Anuroop

Anuroop and I first met when we were three and a half years old. It was way too early in life to know what our first meeting was like, but I do remember that we used to play together in school. Back then, “playing” mostly consisted of running around the residential building that our school used for one section of kindergarten.

However, I think his leadership skills were on display rather early, as I clearly remember another classmate asking when we were five or six whether I was “part of Bunty gang or Anuroop gang”. I don’t remember which gang I was part of then, but over the years, Bunty and Anuroop ended up in the same gang, as other poles emerged in class to take the other side.

Some sort of leadership skill was also evident in fifth or sixth standard, when Bunty and Anuroop decided to run away from school, literally. I can’t comment too much about this incident since I myself had bunked school that day, but I heard that they stepped out during lunch break on the pretext of fetching a stray ball, and ended up walking all the way to Bannerghatta. And then, the story goes (I don’t have first hand information on this) that they started feeling hungry and decided to walk back to their respective homes.

I will leave out talking about what formed a rather large part of Anuroop’s life in our latter years together in school, and his college years. I’m skipping talking about this because I think it’s impolite to talk about that on a day when he is getting married – so I will let you infer what kind of episodes I’m leaving out of this essay. However, you can get in touch with me off the record, and I think these episodes are worth a “three beer conversation”. Among other things, it involves the usage of dictionaries and phone caller IDs (which was a big thing in the days of landlines).

Ninth or tenth standard was around the time when Anuroop and KK and I formed a “club” called NBA (Nammoora Basketball Aatagaararu). We would all get to school early in the morning (two hours before it opened), and spend our time playing half-court basketball. Ninth standard was also the time when I remember having some fight with Anuroop that started trivially, but ended with me getting really physically aggressive. I take this opportunity t0 (highly belatedly) apologise to him for that.

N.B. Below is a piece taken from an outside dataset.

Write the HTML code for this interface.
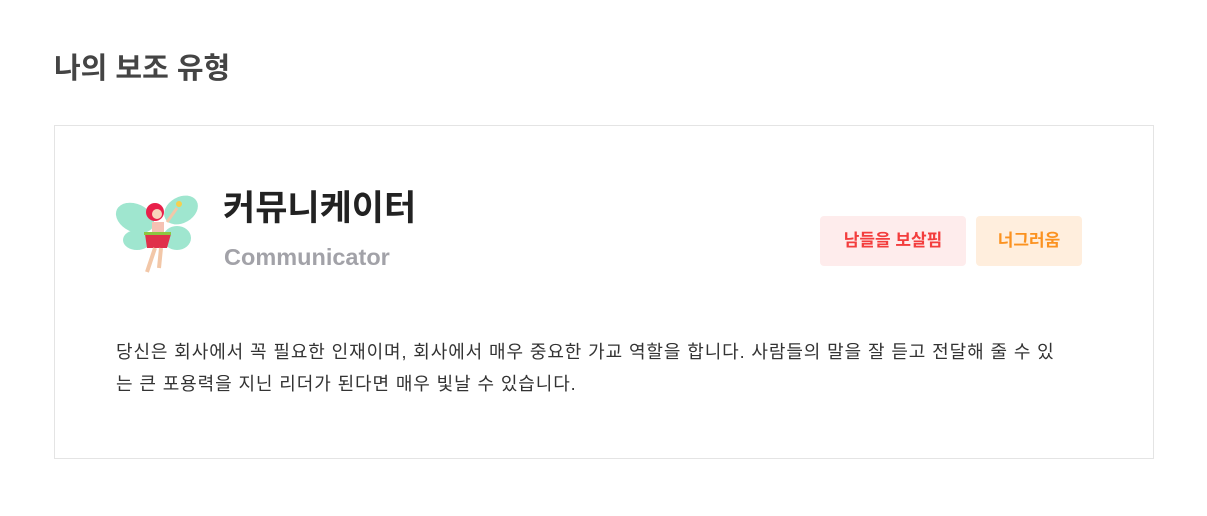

Anuroop had always been good at drawing. And he took it to another level in ninth standard when he started drawing cartoons. I clearly remember his first ever political cartoon – it showed the then Prime Minister HD Deve Gowda sitting on a donkey, and (the then Congress President) Sitaram Kesri lighting the donkey’s tail on fire. I really don’t know if he has preserved that drawing. It’s a classic, let me assure you.

His cartooning went to another level when he was in college, as he won inter-college competitions left, right and centre. I remember this fest at PESIT (in 2001, I think), where he was pissed off because he had won the cartooning contest and got “only” ?150. I had come second in the (much better funded) programming contest and won ?2500 or something.

After college, Anuroop gave up on cartooning and took up wildlife photography. This was possibly a consequence of his passion for wildlife that had started from an early age (in ninth standard, he had gotten into a major fight with another classmate after the latter killed a leech). Trust me, his pictures are absolutely brilliant.

Somewhere in between, I remember asking him if he will stick to photographing wild animals, or if he would take on more lucrative professions such as wedding photography. “I’d rather take pictures of monkeys than humans”, he had declared, before getting into people photography anyway. And he has done a spectacular job of that as well (OK this instagram account is private, because it has pictures of children, I guess).

I’ve known him for over 33 years now, so however much I write, there will always be something or the other I would have left out. I will end with a couple of anecdotes. Ok the first is not really an anecdote – in his school days, Anuroop was an incredibly early sleeper. If you called his house any time after 9, you could at best expect one of his parents to pick and inform you that “puTTu” had gone to bed. Soon we had all learned better to finish our business with him earlier in the evening.

The other story comes from our 10th standard pre-board preparatory exam, when we had copied from each other liberally (thus defeating the purpose of these pre-boards). I remember there was this one question on “habit forming substances” and their ill effects. Anuroop thought it was a bright idea to copy from KK, and asked him what the answer to this question was. KK put a thumb to his lips, indicating drink, specifically alcohol.

However, alcohol is something very foreign to Anuroop (I don’t think he has ever consumed it), so he decided to interpret it as water. And he wrote a 1000 word essay on “habitat forming substances” and on water conservation and all such. He’s always been goofy like that.

He is getting married today, to Chetna. I wish I could have been there in Jalandhar for their wedding, but a combination of circumstances means I wasn’t able to travel. I wish them all the best, and a happy married life. In any case, I’m not missing their wedding completely. They have another “leg” in Bangalore next weekend, and I’ll surely be there for that.

And maybe Chetna will buy me those three beers sometime, even if it’s a habit forming substance.